» Do this:
Leave out every picture, then transcribe the rest of the listing exactly.

__________

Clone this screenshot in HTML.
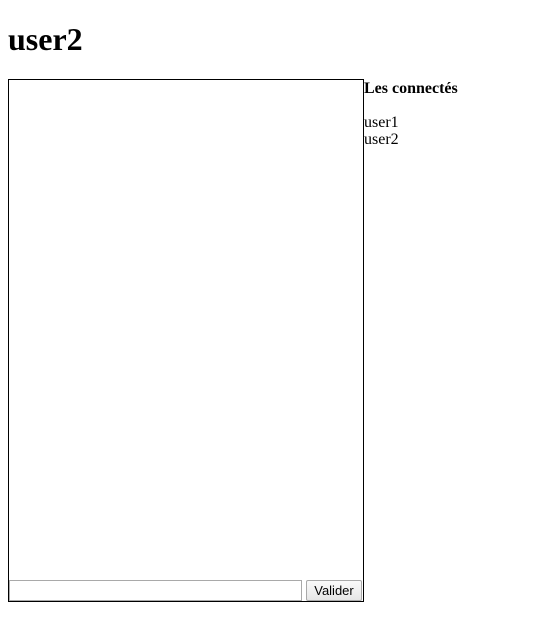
<!DOCTYPE html>
<html><head><style>
body{margin:8px;font-family:"Liberation Serif",serif;font-size:16px;background:#fff;color:#000}
h1{font-size:32px;margin:0;position:absolute;left:8px;top:21px;line-height:37px}
#box{position:absolute;left:8px;top:79px;width:354px;height:521px;border:1px solid #000}
#inp{position:absolute;left:0;top:500px;width:291px;height:19px;border:1px solid #a9a9a9;padding:0;margin:0;box-sizing:content-box}
#btn{position:absolute;left:297px;top:500px;width:56px;height:21px;border:1px solid #a9a9a9;border-radius:2px;background:linear-gradient(#fafafa,#e6e6e6);font-family:"Liberation Sans",sans-serif;font-size:13px;padding:0;box-sizing:border-box;line-height:19px;text-align:center}
#side{position:absolute;left:364px;top:79px}
h4{margin:0;font-size:16px;line-height:19px}
.u{line-height:17px}
</style></head><body>
<h1>user2</h1>
<div id="box"><input id="inp"><div id="btn">Valider</div></div>
<div id="side"><h4>Les connectés</h4><div style="height:16px"></div><div class="u">user1</div><div class="u">user2</div></div>
</body></html>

__________

» Full solution:
Clone this screenshot in HTML.
<!DOCTYPE html>
<html><head><style>
body{margin:8px;font-family:"Liberation Serif",serif;font-size:16px;background:#fff;color:#000}
h1{font-size:32px;margin:0;position:absolute;left:8px;top:21px;line-height:37px}
#box{position:absolute;left:8px;top:79px;width:354px;height:521px;border:1px solid #000}
#inp{position:absolute;left:0;top:500px;width:291px;height:19px;border:1px solid #a9a9a9;padding:0;margin:0;box-sizing:content-box}
#btn{position:absolute;left:297px;top:500px;width:56px;height:21px;border:1px solid #a9a9a9;border-radius:2px;background:linear-gradient(#fafafa,#e6e6e6);font-family:"Liberation Sans",sans-serif;font-size:13px;padding:0;box-sizing:border-box;line-height:19px;text-align:center}
#side{position:absolute;left:364px;top:79px}
h4{margin:0;font-size:16px;line-height:19px}
.u{line-height:17px}
</style></head><body>
<h1>user2</h1>
<div id="box"><input id="inp"><div id="btn">Valider</div></div>
<div id="side"><h4>Les connectés</h4><div style="height:16px"></div><div class="u">user1</div><div class="u">user2</div></div>
</body></html>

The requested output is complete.